Based on your posts, would I be correct in saying some of our features were not telegraphed in such a way that was easy to see?
Also, has your initial issue been solved, or do you still need help with that?
Thanks @lloydwaltersj, yes I think my confusions and initial issue have been resolved. Yes, the docs are hard to find and know you’re using the right version of them, then hard to find topical info without searching discourse here, and the following features took me a long time to grokk:
Using external DHCP
How to create a prod postgres db (not the test one in your docs) and initialize a single-node region+rack MaaS system. In hindsight, this is only about 5 commands, but it took me a few days to get it right bc no formula for this MVP system appears to be written down in one place, and it requires a…
High-level understanding of how the big pieces fit together. A single good diagram would work wonders here.

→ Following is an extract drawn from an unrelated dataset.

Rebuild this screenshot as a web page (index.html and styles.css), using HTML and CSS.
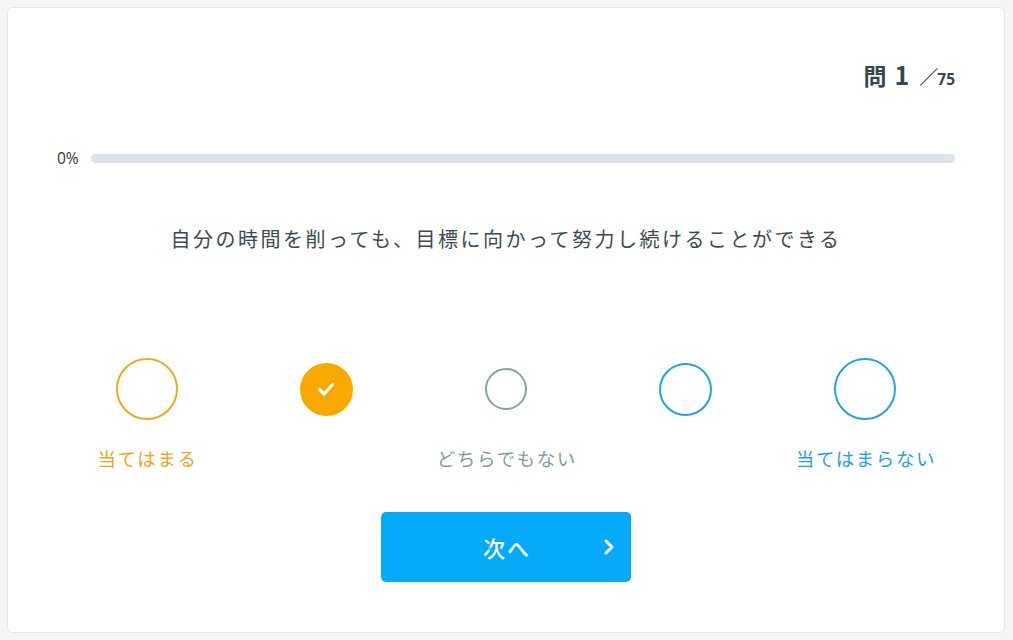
FILE: index.html
```html
<!DOCTYPE html>
<html lang="ja">
<head>
<meta charset="utf-8">
<link rel="stylesheet" href="styles.css">
</head>
<body>
<div class="card">
  <div class="header">
    <span class="q-label">問</span><span class="q-num">1</span><span class="q-slash">／</span><span class="q-total">75</span>
  </div>
  <div class="progress">
    <span class="progress-label">0%</span>
    <div class="progress-track"><div class="progress-fill" style="width:0%"></div></div>
  </div>
  <p class="question">自分の時間を削っても、目標に向かって努力し続けることができる</p>
  <div class="options">
    <div class="option">
      <div class="circle-area"><span class="circle c-lg orange"></span></div>
      <span class="label orange-text">当てはまる</span>
    </div>
    <div class="option">
      <div class="circle-area"><span class="circle c-md orange filled">
        <svg width="22" height="22" viewBox="0 0 22 22"><path d="M4.5 11.5 L9 16 L17.5 6.5" fill="none" stroke="#fff" stroke-width="3.2" stroke-linecap="round" stroke-linejoin="round"/></svg>
      </span></div>
      <span class="label"></span>
    </div>
    <div class="option">
      <div class="circle-area"><span class="circle c-sm grey"></span></div>
      <span class="label grey-text">どちらでもない</span>
    </div>
    <div class="option">
      <div class="circle-area"><span class="circle c-md blue"></span></div>
      <span class="label"></span>
    </div>
    <div class="option">
      <div class="circle-area"><span class="circle c-lg blue"></span></div>
      <span class="label blue-text">当てはまらない</span>
    </div>
  </div>
  <div class="actions">
    <button class="next-btn">
      <span class="next-text">次へ</span>
      <svg class="chev" width="12" height="18" viewBox="0 0 12 18"><path d="M3 3 L9 9 L3 15" fill="none" stroke="#fff" stroke-width="3" stroke-linecap="round" stroke-linejoin="round"/></svg>
    </button>
  </div>
</div>
</body>
</html>
```

FILE: styles.css
```css
* { box-sizing: border-box; }
html, body { margin: 0; padding: 0; }
body {
  background: #f4f6f6;
  padding: 7px 8px 7px 7px;
  font-family: "Noto Sans CJK JP", "Noto Sans", sans-serif;
  color: #37474f;
}
.card {
  background: #fff;
  border: 1px solid #e3e8e8;
  border-radius: 6px;
  height: 626px;
  padding: 51px 49px 0 49px;
  display: flex;
  flex-direction: column;
}
.header {
  display: flex;
  justify-content: flex-end;
  align-items: baseline;
  height: 30px;
  line-height: 30px;
  font-weight: 700;
  color: #37474f;
}
.q-label { font-size: 23px; }
.q-num { font-size: 25px; margin-left: 8px; font-family: "Noto Sans CJK JP", "Noto Sans", sans-serif; }
.q-slash { font-size: 19px; font-weight: 700; margin-left: 10px; }
.q-total { font-size: 15.5px; font-family: "Open Sans", "Noto Sans", sans-serif; margin-left: -1px; }
.progress {
  display: flex;
  align-items: center;
  height: 20px;
  margin-top: 59px;
  gap: 12px;
}
.progress-label {
  font-family: "Open Sans", "Noto Sans", sans-serif;
  font-size: 15.5px;
  color: #333;
}
.progress-track {
  flex: 1;
  height: 9px;
  border-radius: 5px;
  background: #dce4ea;
  overflow: hidden;
}
.progress-fill { height: 100%; background: #03a9f4; }
.question {
  margin: 56px 0 0 0;
  text-align: center;
  font-size: 20px;
  line-height: 30px;
  letter-spacing: 2.5px;
  color: #3d4a4f;
}
.options {
  display: grid;
  grid-template-columns: repeat(5, 1fr);
  margin-top: 100px;
}
.option {
  display: flex;
  flex-direction: column;
  align-items: center;
}
.circle-area {
  height: 70px;
  display: flex;
  align-items: center;
  justify-content: center;
}
.circle {
  display: flex;
  align-items: center;
  justify-content: center;
  border-radius: 50%;
  border: 2px solid;
}
.c-lg { width: 62px; height: 62px; }
.c-md { width: 53px; height: 53px; }
.c-sm { width: 42px; height: 42px; border-width: 2.5px; }
.orange { border-color: #f2aa1c; }
.filled { background: #f9a800; border-color: #f9a800; }
.grey { border-color: #88a2a2; }
.blue { border-color: #1fa4e8; }
.label {
  margin-top: 21px;
  height: 26px;
  line-height: 26px;
  font-size: 18.5px;
  letter-spacing: 1.6px;
  margin-right: -1.6px;
}
.orange-text { color: #f0a41a; }
.grey-text { color: #7f9c9c; }
.blue-text { color: #1fa2e4; }
.actions {
  display: flex;
  justify-content: center;
  margin-top: 41px;
}
.next-btn {
  position: relative;
  width: 250px;
  height: 70px;
  border: none;
  border-radius: 5px;
  background: #05aaf8;
  color: #fff;
  font-family: "Noto Sans CJK JP", "Noto Sans", sans-serif;
  font-size: 22px;
  font-weight: 500;
  display: flex;
  align-items: center;
  justify-content: center;
  padding: 0;
}
.next-text { letter-spacing: 2px; margin-right: -2px; }
.chev {
  position: absolute;
  right: 16px;
  top: 26px;
}
```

Finding daemon logs and troubleshooting
Aside from better diagrams, I would suggest creating an automation solution, even just a shell script, that installs and configures MaaS in an MVP way for first time users.
Hey @timblaktu, are you familiar with either of ansible or terraform? we have the MAAS Ansible Playbooks for setup/teardown and MAAS Terraform Provider for modifying a running MAAS.
We’re always exploring more avenues for installation and configuration of course, so we’re likely to have more than the above in future.
As to the other points, our docs are an ever evolving space, and we welcome community contributions! If you can provide any example docs for your problems, we’d be happy to include them!